U2 originally started as a cover band of the Beatles and the Stones called the Feedback. They later changed their name to the Hype before finally ending at U2. Their rise to stardom was slow and much of their early music owed to the post-punk movement with hits like, “Sunday Bloody Sunday” and “New Year’s Day.” Of course, they’ve carved out a solid music career, finding ways to stay relevant today. Still, their music in the 80’s is arguably their defining moment.
The Police started out in the late 70’s but really hit it big at the dawn of the 80’s. While some might call them punk music, The Police were far more skilled and experimental with their sound. They eventually broke up in 1983 but not before giving us, “Don’t Stand So Close to Me” and “Every Breath You Take.”

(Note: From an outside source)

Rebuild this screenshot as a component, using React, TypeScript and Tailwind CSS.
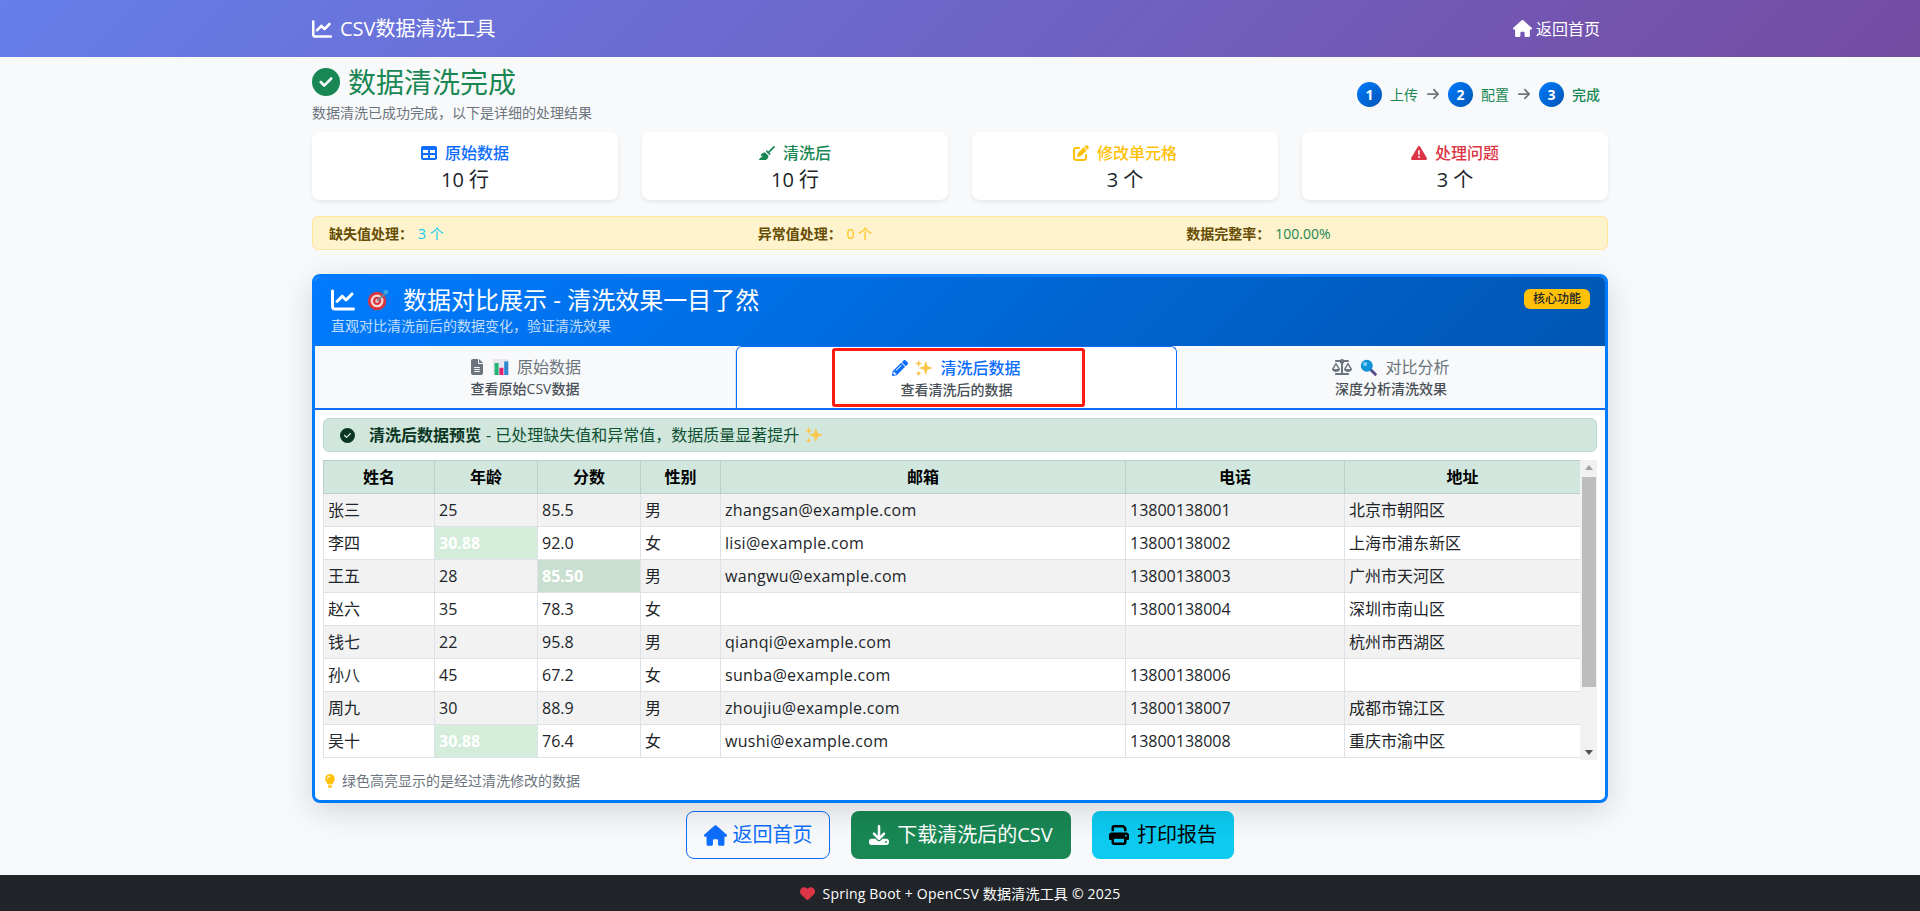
import { FaChartLine, FaCircleCheck, FaTable, FaBroom, FaPenToSquare, FaTriangleExclamation, FaHouse, FaArrowRight, FaFileLines, FaScaleBalanced, FaLightbulb, FaDownload, FaPrint, FaHeart } from 'react-icons/fa6';
import { FaPencilAlt } from 'react-icons/fa';

const FONT = 'font-["Open_Sans","Noto_Sans_CJK_SC",sans-serif]';

const Target = () => (
  <svg viewBox="0 0 24 24" className="w-[22px] h-[22px] inline-block">
    <circle cx="11" cy="13" r="10" fill="#d9363e" />
    <circle cx="11" cy="13" r="7" fill="#f6d7d4" />
    <circle cx="11" cy="13" r="4.5" fill="#d9363e" />
    <circle cx="11" cy="13" r="2" fill="#f6d7d4" />
    <path d="M11 13 L21 4" stroke="#6d8796" strokeWidth="2" />
    <path d="M19 1 L23 1 L23 5 L20 6 L18 4 Z" fill="#3ea6e0" />
  </svg>
);

const Bars = () => (
  <svg viewBox="0 0 20 20" className="w-[16px] h-[16px] inline-block">
    <rect x="0" y="0" width="20" height="20" rx="1" fill="#e9e6f0" />
    <rect x="2" y="5" width="5" height="15" fill="#1fb573" />
    <rect x="8" y="11" width="5" height="9" fill="#e0246f" />
    <rect x="14" y="3" width="5" height="17" fill="#2d8ad2" />
  </svg>
);

const Sparkles = () => (
  <svg viewBox="0 0 20 20" className="w-[18px] h-[18px] inline-block">
    <path d="M12 2 L14 8 L20 10 L14 12 L12 18 L10 12 L4 10 L10 8 Z" fill="#fbc64a" />
    <path d="M4 1 L5 4 L8 5 L5 6 L4 9 L3 6 L0 5 L3 4 Z" fill="#fbc64a" />
    <path d="M4 13 L5 15 L7 16 L5 17 L4 19 L3 17 L1 16 L3 15 Z" fill="#fbc64a" />
  </svg>
);

const Magnifier = () => (
  <svg viewBox="0 0 20 20" className="w-[17px] h-[17px] inline-block">
    <path d="M12 12 L18 18" stroke="#5b4a8a" strokeWidth="3.5" strokeLinecap="round" />
    <circle cx="8" cy="8" r="7" fill="#1193d8" />
    <circle cx="6" cy="6" r="2.5" fill="#7cd0f5" />
  </svg>
);

const stats = [
  { icon: <FaTable />, label: '原始数据', value: '10 行', color: 'text-[#0d6efd]' },
  { icon: <FaBroom />, label: '清洗后', value: '10 行', color: 'text-[#198754]' },
  { icon: <FaPenToSquare />, label: '修改单元格', value: '3 个', color: 'text-[#ffc107]' },
  { icon: <FaTriangleExclamation />, label: '处理问题', value: '3 个', color: 'text-[#dc3545]' },
];

const rows = [
  ['张三', '25', '85.5', '男', 'zhangsan@example.com', '13800138001', '北京市朝阳区'],
  ['李四', '30.88', '92.0', '女', 'lisi@example.com', '13800138002', '上海市浦东新区'],
  ['王五', '28', '85.50', '男', 'wangwu@example.com', '13800138003', '广州市天河区'],
  ['赵六', '35', '78.3', '女', '', '13800138004', '深圳市南山区'],
  ['钱七', '22', '95.8', '男', 'qianqi@example.com', '', '杭州市西湖区'],
  ['孙八', '45', '67.2', '女', 'sunba@example.com', '13800138006', ''],
  ['周九', '30', '88.9', '男', 'zhoujiu@example.com', '13800138007', '成都市锦江区'],
  ['吴十', '30.88', '76.4', '女', 'wushi@example.com', '13800138008', '重庆市渝中区'],
];

const heads = ['姓名', '年龄', '分数', '性别', '邮箱', '电话', '地址'];
const widths = ['w-[111px]', 'w-[103px]', 'w-[103px]', 'w-[80px]', 'w-[405px]', 'w-[219px]', 'w-[236px]'];

const Step = ({ n, label, bold }: { n: number; label: string; bold?: boolean }) => (
  <div className="flex items-center">
    <span className="w-[25px] h-[25px] rounded-full bg-[linear-gradient(135deg,#007bff,#0056b3)] text-white text-[14px] font-bold flex items-center justify-center">{n}</span>
    <span className={`ml-[8px] text-[14px] text-[#198754] ${bold ? 'font-medium' : ''}`}>{label}</span>
  </div>
);

export default function App() {
  return (
    <div className={`h-[911px] overflow-hidden flex flex-col bg-[#f8f9fa] text-[#212529] ${FONT}`}>
      <header className="h-[57px] shrink-0 bg-[linear-gradient(135deg,#667eea_0%,#764ba2_100%)] text-white">
        <div className="w-[1296px] mx-auto h-full flex items-center justify-between">
          <div className="flex items-center gap-[8px] text-[20px]"><FaChartLine className="text-[20px]" />CSV数据清洗工具</div>
          <div className="flex items-center gap-[4px] text-[16px] pr-[8px]"><FaHouse className="text-[19px]" />返回首页</div>
        </div>
      </header>

      <main className="w-[1296px] mx-auto flex-1">
        <div className="flex justify-between h-[75px]">
          <div className="pt-[6px]">
            <h1 className="flex items-center gap-[8px] text-[#198754] text-[28px] leading-[38px]"><FaCircleCheck className="text-[28px]" />数据清洗完成</h1>
            <p className="text-[14px] text-[#6c757d] mt-[1px] leading-[21px]">数据清洗已成功完成，以下是详细的处理结果</p>
          </div>
          <div className="flex items-center gap-[8px] mt-[12px] h-[50px] pr-[8px]">
            <Step n={1} label="上传" />
            <FaArrowRight className="text-[14px] text-[#6c757d]" />
            <Step n={2} label="配置" />
            <FaArrowRight className="text-[14px] text-[#6c757d]" />
            <Step n={3} label="完成" bold />
          </div>
        </div>

        <div className="grid grid-cols-4 gap-[24px]">
          {stats.map((s) => (
            <div key={s.label} className="h-[68px] bg-white rounded-[8px] shadow-[0_2px_4px_rgba(0,0,0,0.075)] flex flex-col items-center pt-[9px]">
              <div className={`flex items-center gap-[8px] text-[16px] font-medium leading-[24px] ${s.color}`}>{s.icon}{s.label}</div>
              <div className="text-[20px] leading-[29px]">{s.value}</div>
            </div>
          ))}
        </div>

        <div className="mt-[16px] h-[34px] flex items-center bg-[#fff3cd] border border-[#ffe69c] rounded-[6px] px-[16px] text-[14px] overflow-hidden">
          <div className="grid grid-cols-3 w-[1286px] shrink-0">
            <div><b className="font-bold text-[#664d03]">缺失值处理：</b><span className="ml-[5px] text-[#0dcaf0]">3 个</span></div>
            <div><b className="font-bold text-[#664d03]">异常值处理：</b><span className="ml-[5px] text-[#ffc107]">0 个</span></div>
            <div><b className="font-bold text-[#664d03]">数据完整率：</b><span className="ml-[5px] text-[#198754]">100.00%</span></div>
          </div>
        </div>

        <section className="relative mt-[24px] h-[529px] bg-white border-[3px] border-[#007bff] rounded-[8px] shadow-[0_8px_32px_rgba(0,0,0,0.15)]">
          <div className="h-[69px] bg-[linear-gradient(135deg,#007bff,#0056b3)] rounded-t-[5px] text-white pl-[16px] pr-[15px] pt-[6px] flex justify-between">
            <div>
              <div className="flex items-center text-[24px] leading-[34px]"><FaChartLine className="mr-[12px]" /><Target /><span className="ml-[14px]">数据对比展示 - 清洗效果一目了然</span></div>
              <div className="text-[14px] opacity-75 leading-[18px]">直观对比清洗前后的数据变化，验证清洗效果</div>
            </div>
            <span className="self-start mt-[6px] h-[20px] px-[9px] rounded-[6px] bg-[#ffc107] text-[#212529] text-[12px] font-medium flex items-center">核心功能</span>
          </div>

          <div className="relative h-[64px] flex border-b-[2px] border-[#0d6efd] text-center">
            <div className="w-[421px] bg-[#f8f9fa] border-r border-[#dee2e6] rounded-tr-[6px] pt-[9px] text-[#6c757d]">
              <div className="flex items-center justify-center gap-[8px] text-[16px] leading-[24px]"><FaFileLines className="text-[16px]" /><Bars />原始数据</div>
              <div className="text-[14px] font-medium text-[#495057] leading-[20px]">查看原始CSV数据</div>
            </div>
            <div className="w-[441px] bg-white border border-b-0 border-[#0d6efd] rounded-t-[6px] pt-[9px] text-[#0d6efd]">
              <div className="flex items-center justify-center gap-[7px] text-[16px] font-medium leading-[24px]"><FaPencilAlt className="text-[16px]" /><Sparkles />清洗后数据</div>
              <div className="text-[14px] font-medium text-[#495057] leading-[20px]">查看清洗后的数据</div>
            </div>
            <div className="flex-1 bg-[#f8f9fa] rounded-tl-[6px] pt-[9px] text-[#6c757d]">
              <div className="flex items-center justify-center gap-[8px] text-[16px] leading-[24px]"><FaScaleBalanced className="text-[20px]" /><Magnifier />对比分析</div>
              <div className="text-[14px] font-medium text-[#495057] leading-[20px]">深度分析清洗效果</div>
            </div>
            <div className="absolute left-[517px] top-[2px] w-[253px] h-[59px] border-[3px] border-[#ff1a12] rounded-[3px]" />
          </div>

          <div className="px-[8px] pt-[8px]">
            <div className="h-[34px] flex items-center bg-[#d1e7dd] border border-[#badbcc] rounded-[6px] px-[16px] text-[16px] text-[#0f5132]">
              <FaCircleCheck className="text-[15px] mr-[14px] text-[#0a3622]" />
              <b className="font-bold text-[#0a3622]">清洗后数据预览</b>
              <span className="ml-[5px]">- 已处理缺失值和异常值，数据质量显著提升</span>
              <span className="ml-[6px] flex"><Sparkles /></span>
            </div>

            <div className="mt-[8px] h-[300px] flex overflow-hidden">
              <div className="w-[1257px] overflow-hidden">
                <table className="table-fixed border-collapse w-[1257px] text-[16px]">
                  <thead>
                    <tr className="h-[33px] bg-[#d1e7dd]">
                      {heads.map((h, i) => (
                        <th key={h} className={`${widths[i]} border border-[#bcd0c7] font-bold text-center text-black p-0`}>{h}</th>
                      ))}
                    </tr>
                  </thead>
                  <tbody>
                    {rows.map((r, ri) => (
                      <tr key={r[0]} className={`h-[33px] ${ri % 2 === 0 ? 'bg-[#f2f2f2]' : 'bg-white'}`}>
                        {r.map((c, ci) => {
                          const changed = c === '30.88' || c === '85.50';
                          const shade = c === '85.50' ? 'bg-[#c9dfd0]' : 'bg-[#d4edda]';
                          return (
                            <td key={ci} className={`border border-[#dee2e6] px-[4px] py-0 ${ci === 4 ? 'tracking-[0.3px]' : ''} ${changed ? `${shade} text-white font-bold` : ''}`}>{c}</td>
                          );
                        })}
                      </tr>
                    ))}
                  </tbody>
                </table>
              </div>
              <div className="w-[17px] bg-[#f1f1f1] flex flex-col items-center justify-between py-[5px] relative">
                <span className="w-0 h-0 border-x-[4px] border-x-transparent border-b-[5px] border-b-[#a3a3a3]" />
                <span className="w-0 h-0 border-x-[4px] border-x-transparent border-t-[5px] border-t-[#505050]" />
                <div className="absolute top-[17px] left-[2px] w-[14px] h-[210px] bg-[#bdbdbd]" />
              </div>
            </div>

            <div className="mt-[10px] flex items-center text-[14px] leading-[21px] text-[#6c757d]"><FaLightbulb className="text-[#ffc107] text-[14px] mr-[5px]" />绿色高亮显示的是经过清洗修改的数据</div>
          </div>
        </section>

        <div className="mt-[8px] flex justify-center gap-[21px] text-[20px]">
          <div className="h-[48px] w-[144px] border border-[#0d6efd] rounded-[8px] text-[#0d6efd] flex items-center justify-center gap-[6px]"><FaHouse className="text-[23px]" />返回首页</div>
          <div className="h-[48px] w-[220px] bg-[#198754] rounded-[8px] text-white flex items-center justify-center gap-[8px]"><FaDownload />下载清洗后的CSV</div>
          <div className="h-[48px] w-[142px] bg-[#0dcaf0] rounded-[8px] text-black flex items-center justify-center gap-[8px]"><FaPrint />打印报告</div>
        </div>
      </main>

      <footer className="h-[36px] shrink-0 bg-[#212529] text-white text-[14px] tracking-[0.2px] flex items-center justify-center gap-[8px]"><FaHeart className="text-[#dc3545] text-[15px]" />Spring Boot + OpenCSV 数据清洗工具 © 2025</footer>
    </div>
  );
}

Queen reached the height of their popularity when they released one of their best albums The Game in 1980 with hits like “Another One Bites the Dust.” They tried to remain relevant with “Under Pressure” featuring David Bowie, but the floor fell out from under them. They toured primarily in international markets for most of the 80’s and their activity waned with Freddie Mercury’s declining health. However, how will we ever forget them?